I’ll Be Right Here sweeps the reader from a little girl’s life in Occupied France during the Second World War in all its austerity through the very long life she builds and also into the worlds of the family members she acquires along the way. Once in America, Gazala quickly befriends and joins forces with the Cohen sisters, Alma and Anne, and the book follows not only them but their spouses/life partners, children, grandchildren and other family members that are garnered through the years.
It is Bloom’s near-magical writing style that carries this romp. I particularly enjoyed a depiction of early spring where she specified “It is not yet the fat, green grabby heart of spring “. I did have a hard time keeping track of who was who and how many of the characters fit into the big picture. I felt that I was reading a number of individually crafted, engaging vignettes.. These definitely drew me in, but I was just not tying these individuals that she wrote about into a cohesive whole.
All in all, I would say that my time spent with I’ll Be Right Here was very well spent. I just wish I was better able to string the various components together, as I feel that there’s something there in the totality that I am unable to grasp.

This book sounded right up my alley, but it felt a little too heavy and deep for a summer read, or what I was craving at this moment. The reader really has to pay attention as there isn't much dialogue and timelines are kind of all over the place.

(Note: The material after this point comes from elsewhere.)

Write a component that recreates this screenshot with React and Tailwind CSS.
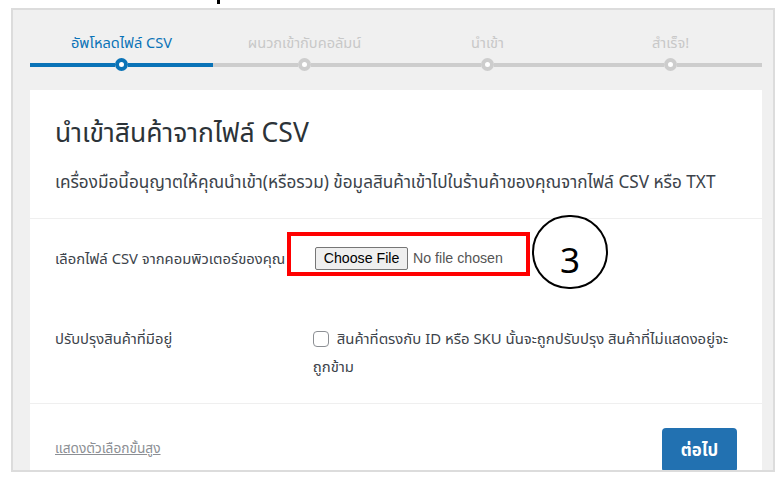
import React from "react";

const steps = [
  { label: "อัพโหลดไฟล์ CSV", active: true },
  { label: "ผนวกเข้ากับคอลัมน์", active: false },
  { label: "นำเข้า", active: false },
  { label: "สำเร็จ!", active: false },
];

function Step({ label, active }) {
  const line = active ? "bg-[#0a73b7]" : "bg-[#cdcdcd]";
  return (
    <div className="flex-1 flex flex-col items-center">
      <div
        className={`text-[14.6px] leading-[20px] ${active ? "text-[#0a73b7]" : "text-[#c8c8c8]"}`}
      >
        {label}
      </div>
      <div className="w-full flex items-center mt-[6px]">
        <div className={`flex-1 h-[4px] ${line}`} />
        <div
          className={`w-[13px] h-[13px] rounded-full border-[4px] bg-white ${active ? "border-[#0a73b7]" : "border-[#cdcdcd]"}`}
        />
        <div className={`flex-1 h-[4px] ${line}`} />
      </div>
    </div>
  );
}

export default function App() {
  return (
    <div
      className="relative w-[783px] h-[478px] bg-white overflow-hidden"
      style={{ fontFamily: '"Noto Sans", "Noto Sans Thai", Tahoma, sans-serif' }}
    >
      <div className="h-[8px]">
        <div className="ml-[217px] w-[3px] h-[4px] bg-black" />
      </div>
      <div className="ml-[11px] w-[764px] h-[464px] border-2 border-[#dcdcdc] bg-[#f0f0f0] overflow-hidden">
        <div className="ml-[17px] w-[732px] flex pt-[22px]">
          {steps.map((s) => (
            <Step key={s.label} {...s} />
          ))}
        </div>
        <div className="ml-[17px] mt-[19px] w-[732px] bg-white text-[#3c434a]">
          <div className="px-[25px] pt-[27px] pb-[25px] border-b border-[#efefef]">
            <h1 className="text-[26.5px] leading-[30px] text-[#2c3338]">
              นำเข้าสินค้าจากไฟล์ CSV
            </h1>
            <p className="mt-[24px] text-[17.2px] leading-[22px] whitespace-nowrap">
              เครื่องมือนี้อนุญาตให้คุณนำเข้า(หรือรวม) ข้อมูลสินค้าเข้าไปในร้านค้าของคุณจากไฟล์ CSV หรือ TXT
            </p>
          </div>
          <div className="px-[25px] pt-[28px] pb-[23px] border-b border-[#efefef] text-[14.8px]">
            <div className="flex items-start">
              <div className="w-[260px] leading-[22px] whitespace-nowrap overflow-hidden">
                เลือกไฟล์ CSV จากคอมพิวเตอร์ของคุณ
              </div>
              <div className="flex items-center" style={{ fontFamily: '"Liberation Sans", Arial, sans-serif' }}>
                <span className="h-[23px] w-[93px] flex items-center justify-center bg-[#efefef] border border-[#767676] rounded-[2px] text-[14.2px] text-black">
                  Choose File
                </span>
                <span className="ml-[5px] text-[14.2px] text-[#555]">No file chosen</span>
              </div>
            </div>
            <div className="flex items-start mt-[54px]">
              <div className="w-[260px] leading-[28px]">ปรับปรุงสินค้าที่มีอยู่</div>
              <div className="w-[428px] leading-[28px] text-[14.9px]">
                <span className="inline-block align-middle w-[16px] h-[16px] border border-[#8c8f94] rounded-[4px] mr-[8px] -mt-[3px]" />
                สินค้าที่ตรงกับ ID หรือ SKU นั้นจะถูกปรับปรุง สินค้าที่ไม่แสดงอยู่จะถูกข้าม
              </div>
            </div>
          </div>
          <div className="px-[25px] pt-[24px] pb-[20px] flex items-center justify-between">
            <a className="text-[13.7px] text-[#8c8f94] underline mt-[-4px]">แสดงตัวเลือกขั้นสูง</a>
            <button className="w-[75px] h-[44px] rounded-[4px] bg-[#2271b1] text-white text-[16.8px] font-bold">
              ต่อไป
            </button>
          </div>
        </div>
      </div>
      <div className="absolute left-[287px] top-[232px] w-[243px] h-[44px] border-[4px] border-[#ff0000]" />
      <div
        className="absolute left-[532px] top-[215px] w-[76px] h-[74px] rounded-full border-2 border-black flex items-center justify-center text-[35px] leading-none text-black pt-[14px]"
        style={{ fontFamily: '"Noto Sans", sans-serif' }}
      >
        3
      </div>
    </div>
  );
}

A winter release might have been better!

I enjoyed reading I'll Be Right Here by Am Bloom. You will fall in love with all the characters. I received an ARC of this book courtesy of NetGalley and the publisher. All opinions expressed in this review are my own and given freely. Happy Reading!

Many thanks to NetGalley and Random House for gifting me a digital ARC of the latest novel by Amy Bloom. All opinions expressed in this review are my own - 3.5 stars!
In 1942 Gazala, seventeen, works for Colette, a writer. She immigrates alone from Paris to New York after WWII, and becomes friends with sisters Anne and Alma Cohen. Gazala’s adopted brother, Samir, later joins her and the two become lovers. These four characters become life long friends and a family to each other.
I have really liked all of the books by Amy Bloom that I have read, so I was very anxious to read her latest. As expected, the writing was gorgeous but I struggled a bit to keep up with so many characters and many different timelines and locations. At its heart, it's a beautiful story of found family and love in all forms. There was a bit of a feeling though that there was a checklist nearby to include all forms that love may appear, which seemed a bit forced. It was a short book, but felt longer because I struggled some. It's getting good reviews, so be sure and read them as well.